2. Which Dubai property types are recovering fastest after the conflict?

Villa inventory is recovering faster than high-rise apartments. Our Mag City villa has outpaced marina and Downtown apartment bookings since the ceasefire. Several guests told us directly they preferred staying away from tall buildings, a preference we had not encountered in fifteen months of operation before the conflict.

3. When will Dubai holiday home bookings return to normal?

The single biggest variable is whether the ceasefire holds for two weeks or more. A two-week stability window would likely bring back the planned-in-advance segment: European long-stay guests, US bookings, and GCC visitors who deferred May and June travel. Corporate bookings are running roughly two to three weeks behind the leisure recovery.

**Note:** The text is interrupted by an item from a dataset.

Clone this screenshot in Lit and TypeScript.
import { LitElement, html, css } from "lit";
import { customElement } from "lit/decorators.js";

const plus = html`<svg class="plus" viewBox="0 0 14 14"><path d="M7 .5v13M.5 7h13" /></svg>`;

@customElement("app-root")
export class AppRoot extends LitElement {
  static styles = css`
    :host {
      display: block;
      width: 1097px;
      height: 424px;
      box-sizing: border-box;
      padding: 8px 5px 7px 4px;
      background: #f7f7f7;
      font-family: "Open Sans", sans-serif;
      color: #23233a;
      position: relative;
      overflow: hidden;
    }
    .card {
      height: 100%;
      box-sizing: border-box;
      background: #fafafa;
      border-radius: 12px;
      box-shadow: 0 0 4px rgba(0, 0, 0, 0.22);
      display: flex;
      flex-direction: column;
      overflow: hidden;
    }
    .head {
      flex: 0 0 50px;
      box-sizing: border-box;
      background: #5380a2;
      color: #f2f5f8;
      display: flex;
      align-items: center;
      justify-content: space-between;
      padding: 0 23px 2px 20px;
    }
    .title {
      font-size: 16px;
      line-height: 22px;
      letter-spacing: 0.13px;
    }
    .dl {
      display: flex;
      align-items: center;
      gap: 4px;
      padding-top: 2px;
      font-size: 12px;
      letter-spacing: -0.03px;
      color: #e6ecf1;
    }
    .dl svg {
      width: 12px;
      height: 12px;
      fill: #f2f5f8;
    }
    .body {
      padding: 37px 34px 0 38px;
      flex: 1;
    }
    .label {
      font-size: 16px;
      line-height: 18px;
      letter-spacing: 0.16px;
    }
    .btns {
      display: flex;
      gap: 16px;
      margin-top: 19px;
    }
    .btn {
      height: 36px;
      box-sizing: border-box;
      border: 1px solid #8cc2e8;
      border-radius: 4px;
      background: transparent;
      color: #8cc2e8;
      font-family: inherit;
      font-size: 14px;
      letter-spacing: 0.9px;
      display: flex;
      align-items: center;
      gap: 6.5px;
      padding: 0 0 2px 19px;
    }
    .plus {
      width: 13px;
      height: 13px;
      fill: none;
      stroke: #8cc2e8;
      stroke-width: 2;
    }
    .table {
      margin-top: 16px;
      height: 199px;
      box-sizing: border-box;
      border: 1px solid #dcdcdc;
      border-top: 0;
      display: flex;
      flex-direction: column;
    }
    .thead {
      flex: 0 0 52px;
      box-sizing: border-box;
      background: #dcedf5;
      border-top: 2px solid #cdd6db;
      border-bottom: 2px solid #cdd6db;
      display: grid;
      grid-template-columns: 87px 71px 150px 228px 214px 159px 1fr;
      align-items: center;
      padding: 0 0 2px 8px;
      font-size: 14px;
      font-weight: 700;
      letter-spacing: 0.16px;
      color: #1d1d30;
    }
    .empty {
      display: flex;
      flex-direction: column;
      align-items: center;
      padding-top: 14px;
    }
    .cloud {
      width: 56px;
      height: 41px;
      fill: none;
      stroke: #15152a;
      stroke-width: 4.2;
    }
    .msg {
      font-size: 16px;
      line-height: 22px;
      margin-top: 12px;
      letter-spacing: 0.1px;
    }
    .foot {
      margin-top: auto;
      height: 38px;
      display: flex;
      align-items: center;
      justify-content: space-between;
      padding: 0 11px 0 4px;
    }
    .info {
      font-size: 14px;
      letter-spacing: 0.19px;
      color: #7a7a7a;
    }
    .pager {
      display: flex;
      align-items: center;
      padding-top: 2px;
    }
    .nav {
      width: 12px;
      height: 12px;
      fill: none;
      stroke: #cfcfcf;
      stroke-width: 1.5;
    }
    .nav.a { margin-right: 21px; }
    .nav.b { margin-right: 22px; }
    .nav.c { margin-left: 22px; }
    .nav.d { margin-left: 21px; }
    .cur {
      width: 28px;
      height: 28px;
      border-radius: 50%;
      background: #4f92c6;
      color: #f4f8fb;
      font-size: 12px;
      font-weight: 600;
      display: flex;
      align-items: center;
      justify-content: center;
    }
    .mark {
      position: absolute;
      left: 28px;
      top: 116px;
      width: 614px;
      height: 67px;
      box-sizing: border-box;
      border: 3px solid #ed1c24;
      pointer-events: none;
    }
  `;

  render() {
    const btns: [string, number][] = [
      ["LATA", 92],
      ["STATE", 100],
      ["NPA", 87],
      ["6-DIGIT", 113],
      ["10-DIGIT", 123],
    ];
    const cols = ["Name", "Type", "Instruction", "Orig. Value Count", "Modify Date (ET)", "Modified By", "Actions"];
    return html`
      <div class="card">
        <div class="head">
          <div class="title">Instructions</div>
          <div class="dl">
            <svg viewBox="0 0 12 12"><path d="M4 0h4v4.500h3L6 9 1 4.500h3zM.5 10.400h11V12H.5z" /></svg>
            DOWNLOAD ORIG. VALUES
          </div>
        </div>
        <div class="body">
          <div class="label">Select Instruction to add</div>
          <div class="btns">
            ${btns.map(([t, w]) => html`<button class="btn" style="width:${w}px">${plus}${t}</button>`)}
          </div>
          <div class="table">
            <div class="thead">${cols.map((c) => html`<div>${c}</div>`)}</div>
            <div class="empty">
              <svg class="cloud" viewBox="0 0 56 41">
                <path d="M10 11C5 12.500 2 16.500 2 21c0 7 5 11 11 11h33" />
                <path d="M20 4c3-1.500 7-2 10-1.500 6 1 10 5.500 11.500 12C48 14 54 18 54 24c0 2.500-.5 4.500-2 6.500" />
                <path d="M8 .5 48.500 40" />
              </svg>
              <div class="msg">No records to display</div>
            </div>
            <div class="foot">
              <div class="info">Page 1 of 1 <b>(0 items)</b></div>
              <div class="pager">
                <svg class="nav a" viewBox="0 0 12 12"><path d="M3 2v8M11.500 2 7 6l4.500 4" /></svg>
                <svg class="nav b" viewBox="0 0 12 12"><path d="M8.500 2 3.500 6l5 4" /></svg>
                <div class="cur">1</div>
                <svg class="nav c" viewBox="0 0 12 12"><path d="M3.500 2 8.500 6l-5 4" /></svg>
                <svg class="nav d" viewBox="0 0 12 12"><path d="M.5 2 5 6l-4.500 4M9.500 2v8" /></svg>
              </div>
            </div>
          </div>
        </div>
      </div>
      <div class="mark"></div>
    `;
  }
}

4. Are Dubai holiday home prices going up after the ceasefire announcement?

Not yet. We are holding current pricing until we have at least two weeks of confirmed ceasefire stability behind us. Once that threshold is crossed, we will test the market for rate recovery using real demand data. Raising rates on the basis of 24-hour optimism, before durability is confirmed, is premature.

5. Should I invest in Dubai short-term rental property in 2026 given the conflict?

The structural factors that made Dubai an attractive short-term rental market in 2025 have not changed: strong tourism infrastructure, DTCM licensing, a growing international guest base. The conflict was a temporary demand shock. The April 8 data suggests the market is directionally recovering. Whether to invest depends on your risk tolerance and return expectations, not on a single day of booking data.